■ Source material
* * * * *

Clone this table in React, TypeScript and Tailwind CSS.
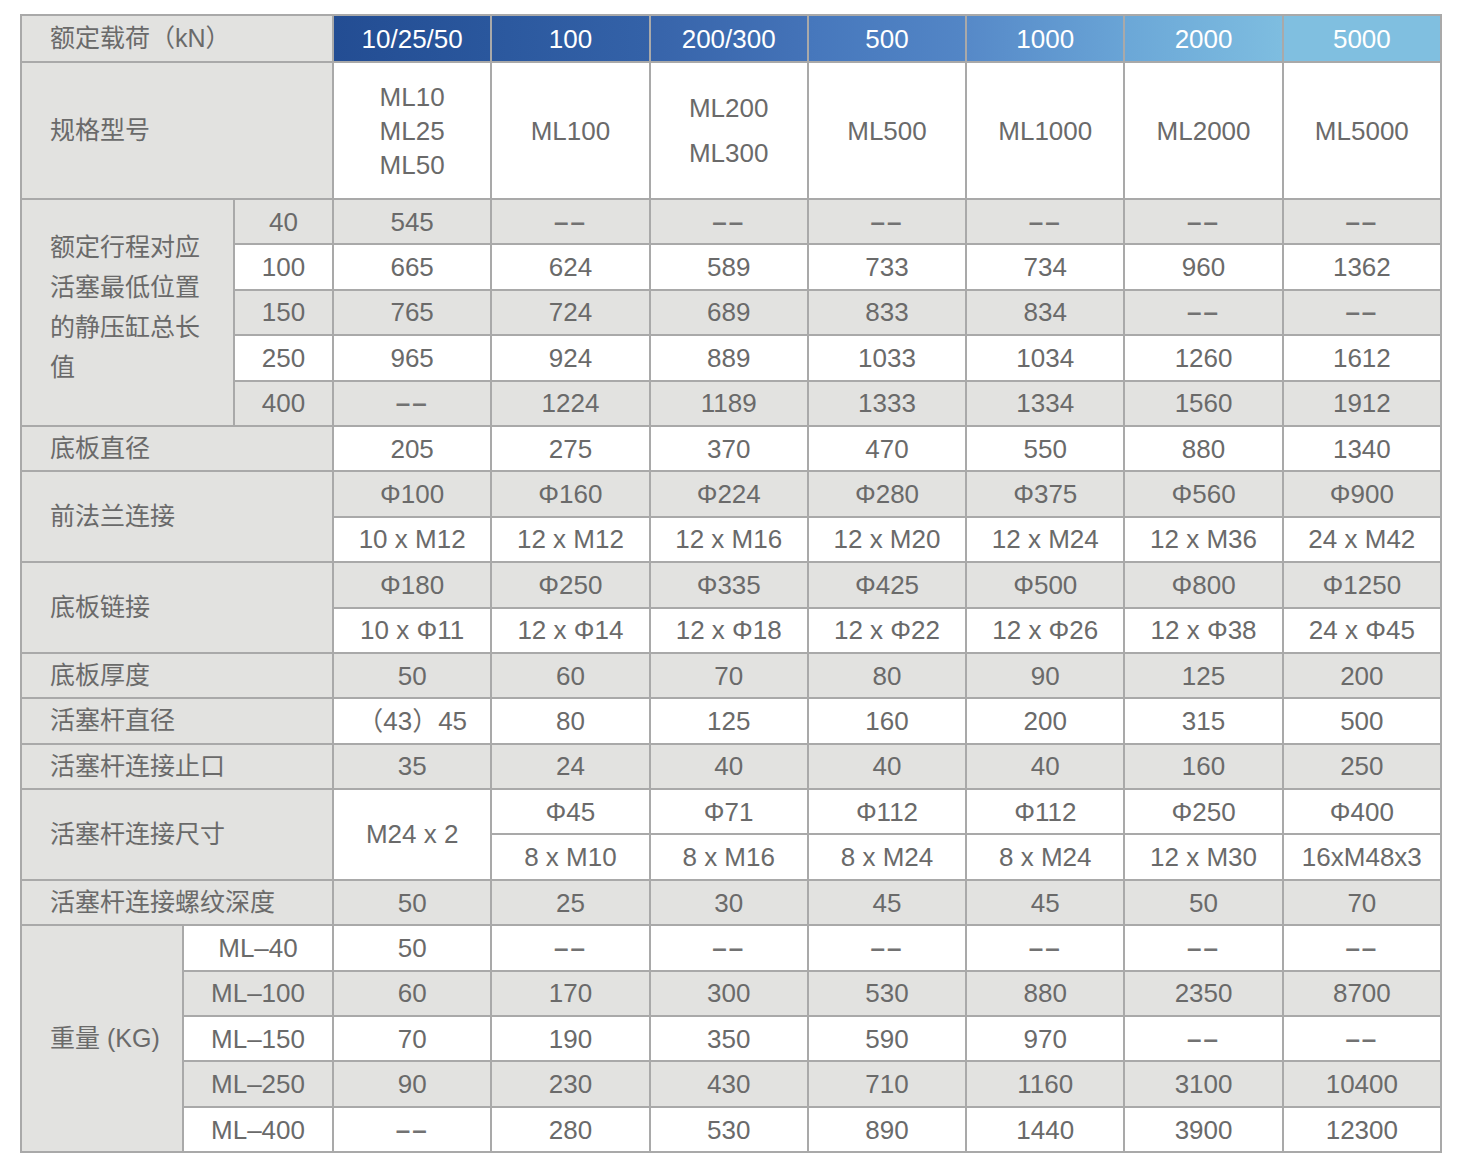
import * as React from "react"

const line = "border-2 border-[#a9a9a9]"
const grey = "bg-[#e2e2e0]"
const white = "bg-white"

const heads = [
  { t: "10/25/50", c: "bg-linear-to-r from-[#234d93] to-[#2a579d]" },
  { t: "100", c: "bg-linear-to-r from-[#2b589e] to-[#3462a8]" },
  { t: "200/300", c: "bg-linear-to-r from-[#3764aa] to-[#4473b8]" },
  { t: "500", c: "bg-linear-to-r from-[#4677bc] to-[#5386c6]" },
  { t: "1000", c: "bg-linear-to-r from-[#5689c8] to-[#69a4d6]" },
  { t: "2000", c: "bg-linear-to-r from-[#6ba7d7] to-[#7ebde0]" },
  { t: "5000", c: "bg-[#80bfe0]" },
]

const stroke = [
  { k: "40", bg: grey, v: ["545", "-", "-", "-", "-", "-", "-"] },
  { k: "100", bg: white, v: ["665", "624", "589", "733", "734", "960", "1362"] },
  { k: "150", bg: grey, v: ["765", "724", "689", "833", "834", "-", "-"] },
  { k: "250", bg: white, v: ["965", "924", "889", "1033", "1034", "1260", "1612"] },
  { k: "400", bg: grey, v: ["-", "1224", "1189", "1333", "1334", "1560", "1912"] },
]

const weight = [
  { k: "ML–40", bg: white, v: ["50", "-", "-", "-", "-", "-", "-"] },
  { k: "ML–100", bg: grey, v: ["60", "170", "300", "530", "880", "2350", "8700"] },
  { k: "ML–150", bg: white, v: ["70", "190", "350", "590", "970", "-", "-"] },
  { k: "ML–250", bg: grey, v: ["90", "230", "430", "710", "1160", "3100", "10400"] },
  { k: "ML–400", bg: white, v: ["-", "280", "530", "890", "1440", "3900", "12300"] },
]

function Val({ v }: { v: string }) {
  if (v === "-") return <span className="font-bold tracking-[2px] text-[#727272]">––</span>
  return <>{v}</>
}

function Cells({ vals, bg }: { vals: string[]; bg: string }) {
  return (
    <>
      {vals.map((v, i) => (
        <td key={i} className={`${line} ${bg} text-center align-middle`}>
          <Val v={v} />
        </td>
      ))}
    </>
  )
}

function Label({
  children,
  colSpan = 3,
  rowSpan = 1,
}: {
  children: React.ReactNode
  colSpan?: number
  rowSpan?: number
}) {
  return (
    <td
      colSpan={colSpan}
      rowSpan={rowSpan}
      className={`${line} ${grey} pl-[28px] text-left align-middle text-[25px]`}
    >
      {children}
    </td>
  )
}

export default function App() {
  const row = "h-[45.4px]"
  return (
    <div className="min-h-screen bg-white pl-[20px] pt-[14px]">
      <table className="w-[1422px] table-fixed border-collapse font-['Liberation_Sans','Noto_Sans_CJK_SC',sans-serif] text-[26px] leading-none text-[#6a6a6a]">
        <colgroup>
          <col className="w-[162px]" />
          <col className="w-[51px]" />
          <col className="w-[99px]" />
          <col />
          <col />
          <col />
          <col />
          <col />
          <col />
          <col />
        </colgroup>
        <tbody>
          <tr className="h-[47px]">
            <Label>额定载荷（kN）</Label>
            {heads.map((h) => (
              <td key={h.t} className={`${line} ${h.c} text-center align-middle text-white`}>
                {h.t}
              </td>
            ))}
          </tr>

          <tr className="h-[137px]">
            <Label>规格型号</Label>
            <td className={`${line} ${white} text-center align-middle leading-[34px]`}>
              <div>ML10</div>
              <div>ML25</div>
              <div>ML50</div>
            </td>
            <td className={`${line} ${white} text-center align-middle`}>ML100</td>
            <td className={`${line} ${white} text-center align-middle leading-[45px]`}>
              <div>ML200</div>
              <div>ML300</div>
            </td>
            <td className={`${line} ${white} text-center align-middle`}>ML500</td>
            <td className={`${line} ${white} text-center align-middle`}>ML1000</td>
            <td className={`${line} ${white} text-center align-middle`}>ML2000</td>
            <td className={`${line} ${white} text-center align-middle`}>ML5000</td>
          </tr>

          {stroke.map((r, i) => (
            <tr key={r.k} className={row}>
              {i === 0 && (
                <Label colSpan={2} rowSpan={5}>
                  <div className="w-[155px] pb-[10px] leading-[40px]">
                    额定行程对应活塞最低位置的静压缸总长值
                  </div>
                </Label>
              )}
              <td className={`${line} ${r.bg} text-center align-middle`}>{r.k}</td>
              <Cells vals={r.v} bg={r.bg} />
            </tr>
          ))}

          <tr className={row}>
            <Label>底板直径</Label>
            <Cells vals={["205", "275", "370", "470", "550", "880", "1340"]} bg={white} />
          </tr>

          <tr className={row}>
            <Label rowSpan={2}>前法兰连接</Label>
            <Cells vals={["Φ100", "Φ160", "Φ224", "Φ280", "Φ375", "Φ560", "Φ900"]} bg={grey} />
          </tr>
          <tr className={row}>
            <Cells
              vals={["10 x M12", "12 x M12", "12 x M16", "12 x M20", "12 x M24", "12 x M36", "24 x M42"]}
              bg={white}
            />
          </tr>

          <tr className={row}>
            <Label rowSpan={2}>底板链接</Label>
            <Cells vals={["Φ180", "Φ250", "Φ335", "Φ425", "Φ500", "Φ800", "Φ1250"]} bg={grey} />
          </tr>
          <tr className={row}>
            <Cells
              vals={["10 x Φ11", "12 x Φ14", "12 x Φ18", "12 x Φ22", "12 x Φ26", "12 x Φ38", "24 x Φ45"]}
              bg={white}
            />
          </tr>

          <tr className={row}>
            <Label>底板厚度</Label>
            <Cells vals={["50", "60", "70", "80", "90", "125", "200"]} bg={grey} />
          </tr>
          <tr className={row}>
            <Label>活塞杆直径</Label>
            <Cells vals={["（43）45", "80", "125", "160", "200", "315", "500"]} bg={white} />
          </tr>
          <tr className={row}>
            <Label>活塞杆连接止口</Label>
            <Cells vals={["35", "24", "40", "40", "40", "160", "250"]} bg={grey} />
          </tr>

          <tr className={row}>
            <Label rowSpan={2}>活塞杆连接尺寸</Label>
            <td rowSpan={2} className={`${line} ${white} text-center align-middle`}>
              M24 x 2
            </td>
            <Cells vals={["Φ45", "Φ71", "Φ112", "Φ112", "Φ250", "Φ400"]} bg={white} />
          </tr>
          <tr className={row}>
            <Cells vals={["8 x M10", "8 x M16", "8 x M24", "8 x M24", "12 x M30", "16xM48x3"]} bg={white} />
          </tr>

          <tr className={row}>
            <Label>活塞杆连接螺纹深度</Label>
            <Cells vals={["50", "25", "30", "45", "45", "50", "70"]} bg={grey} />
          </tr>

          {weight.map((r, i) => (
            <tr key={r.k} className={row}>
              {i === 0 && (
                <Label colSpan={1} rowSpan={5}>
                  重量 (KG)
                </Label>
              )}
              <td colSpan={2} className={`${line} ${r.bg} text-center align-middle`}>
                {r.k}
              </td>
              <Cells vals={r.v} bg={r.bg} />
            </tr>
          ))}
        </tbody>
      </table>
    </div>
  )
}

* * * * *

■ Set task
Leave out the pictures and give the listing above again exactly.

■ Solved exercise
Clone this table in React, TypeScript and Tailwind CSS.
import * as React from "react"

const line = "border-2 border-[#a9a9a9]"
const grey = "bg-[#e2e2e0]"
const white = "bg-white"

const heads = [
  { t: "10/25/50", c: "bg-linear-to-r from-[#234d93] to-[#2a579d]" },
  { t: "100", c: "bg-linear-to-r from-[#2b589e] to-[#3462a8]" },
  { t: "200/300", c: "bg-linear-to-r from-[#3764aa] to-[#4473b8]" },
  { t: "500", c: "bg-linear-to-r from-[#4677bc] to-[#5386c6]" },
  { t: "1000", c: "bg-linear-to-r from-[#5689c8] to-[#69a4d6]" },
  { t: "2000", c: "bg-linear-to-r from-[#6ba7d7] to-[#7ebde0]" },
  { t: "5000", c: "bg-[#80bfe0]" },
]

const stroke = [
  { k: "40", bg: grey, v: ["545", "-", "-", "-", "-", "-", "-"] },
  { k: "100", bg: white, v: ["665", "624", "589", "733", "734", "960", "1362"] },
  { k: "150", bg: grey, v: ["765", "724", "689", "833", "834", "-", "-"] },
  { k: "250", bg: white, v: ["965", "924", "889", "1033", "1034", "1260", "1612"] },
  { k: "400", bg: grey, v: ["-", "1224", "1189", "1333", "1334", "1560", "1912"] },
]

const weight = [
  { k: "ML–40", bg: white, v: ["50", "-", "-", "-", "-", "-", "-"] },
  { k: "ML–100", bg: grey, v: ["60", "170", "300", "530", "880", "2350", "8700"] },
  { k: "ML–150", bg: white, v: ["70", "190", "350", "590", "970", "-", "-"] },
  { k: "ML–250", bg: grey, v: ["90", "230", "430", "710", "1160", "3100", "10400"] },
  { k: "ML–400", bg: white, v: ["-", "280", "530", "890", "1440", "3900", "12300"] },
]

function Val({ v }: { v: string }) {
  if (v === "-") return <span className="font-bold tracking-[2px] text-[#727272]">––</span>
  return <>{v}</>
}

function Cells({ vals, bg }: { vals: string[]; bg: string }) {
  return (
    <>
      {vals.map((v, i) => (
        <td key={i} className={`${line} ${bg} text-center align-middle`}>
          <Val v={v} />
        </td>
      ))}
    </>
  )
}

function Label({
  children,
  colSpan = 3,
  rowSpan = 1,
}: {
  children: React.ReactNode
  colSpan?: number
  rowSpan?: number
}) {
  return (
    <td
      colSpan={colSpan}
      rowSpan={rowSpan}
      className={`${line} ${grey} pl-[28px] text-left align-middle text-[25px]`}
    >
      {children}
    </td>
  )
}

export default function App() {
  const row = "h-[45.4px]"
  return (
    <div className="min-h-screen bg-white pl-[20px] pt-[14px]">
      <table className="w-[1422px] table-fixed border-collapse font-['Liberation_Sans','Noto_Sans_CJK_SC',sans-serif] text-[26px] leading-none text-[#6a6a6a]">
        <colgroup>
          <col className="w-[162px]" />
          <col className="w-[51px]" />
          <col className="w-[99px]" />
          <col />
          <col />
          <col />
          <col />
          <col />
          <col />
          <col />
        </colgroup>
        <tbody>
          <tr className="h-[47px]">
            <Label>额定载荷（kN）</Label>
            {heads.map((h) => (
              <td key={h.t} className={`${line} ${h.c} text-center align-middle text-white`}>
                {h.t}
              </td>
            ))}
          </tr>

          <tr className="h-[137px]">
            <Label>规格型号</Label>
            <td className={`${line} ${white} text-center align-middle leading-[34px]`}>
              <div>ML10</div>
              <div>ML25</div>
              <div>ML50</div>
            </td>
            <td className={`${line} ${white} text-center align-middle`}>ML100</td>
            <td className={`${line} ${white} text-center align-middle leading-[45px]`}>
              <div>ML200</div>
              <div>ML300</div>
            </td>
            <td className={`${line} ${white} text-center align-middle`}>ML500</td>
            <td className={`${line} ${white} text-center align-middle`}>ML1000</td>
            <td className={`${line} ${white} text-center align-middle`}>ML2000</td>
            <td className={`${line} ${white} text-center align-middle`}>ML5000</td>
          </tr>

          {stroke.map((r, i) => (
            <tr key={r.k} className={row}>
              {i === 0 && (
                <Label colSpan={2} rowSpan={5}>
                  <div className="w-[155px] pb-[10px] leading-[40px]">
                    额定行程对应活塞最低位置的静压缸总长值
                  </div>
                </Label>
              )}
              <td className={`${line} ${r.bg} text-center align-middle`}>{r.k}</td>
              <Cells vals={r.v} bg={r.bg} />
            </tr>
          ))}

          <tr className={row}>
            <Label>底板直径</Label>
            <Cells vals={["205", "275", "370", "470", "550", "880", "1340"]} bg={white} />
          </tr>

          <tr className={row}>
            <Label rowSpan={2}>前法兰连接</Label>
            <Cells vals={["Φ100", "Φ160", "Φ224", "Φ280", "Φ375", "Φ560", "Φ900"]} bg={grey} />
          </tr>
          <tr className={row}>
            <Cells
              vals={["10 x M12", "12 x M12", "12 x M16", "12 x M20", "12 x M24", "12 x M36", "24 x M42"]}
              bg={white}
            />
          </tr>

          <tr className={row}>
            <Label rowSpan={2}>底板链接</Label>
            <Cells vals={["Φ180", "Φ250", "Φ335", "Φ425", "Φ500", "Φ800", "Φ1250"]} bg={grey} />
          </tr>
          <tr className={row}>
            <Cells
              vals={["10 x Φ11", "12 x Φ14", "12 x Φ18", "12 x Φ22", "12 x Φ26", "12 x Φ38", "24 x Φ45"]}
              bg={white}
            />
          </tr>

          <tr className={row}>
            <Label>底板厚度</Label>
            <Cells vals={["50", "60", "70", "80", "90", "125", "200"]} bg={grey} />
          </tr>
          <tr className={row}>
            <Label>活塞杆直径</Label>
            <Cells vals={["（43）45", "80", "125", "160", "200", "315", "500"]} bg={white} />
          </tr>
          <tr className={row}>
            <Label>活塞杆连接止口</Label>
            <Cells vals={["35", "24", "40", "40", "40", "160", "250"]} bg={grey} />
          </tr>

          <tr className={row}>
            <Label rowSpan={2}>活塞杆连接尺寸</Label>
            <td rowSpan={2} className={`${line} ${white} text-center align-middle`}>
              M24 x 2
            </td>
            <Cells vals={["Φ45", "Φ71", "Φ112", "Φ112", "Φ250", "Φ400"]} bg={white} />
          </tr>
          <tr className={row}>
            <Cells vals={["8 x M10", "8 x M16", "8 x M24", "8 x M24", "12 x M30", "16xM48x3"]} bg={white} />
          </tr>

          <tr className={row}>
            <Label>活塞杆连接螺纹深度</Label>
            <Cells vals={["50", "25", "30", "45", "45", "50", "70"]} bg={grey} />
          </tr>

          {weight.map((r, i) => (
            <tr key={r.k} className={row}>
              {i === 0 && (
                <Label colSpan={1} rowSpan={5}>
                  重量 (KG)
                </Label>
              )}
              <td colSpan={2} className={`${line} ${r.bg} text-center align-middle`}>
                {r.k}
              </td>
              <Cells vals={r.v} bg={r.bg} />
            </tr>
          ))}
        </tbody>
      </table>
    </div>
  )
}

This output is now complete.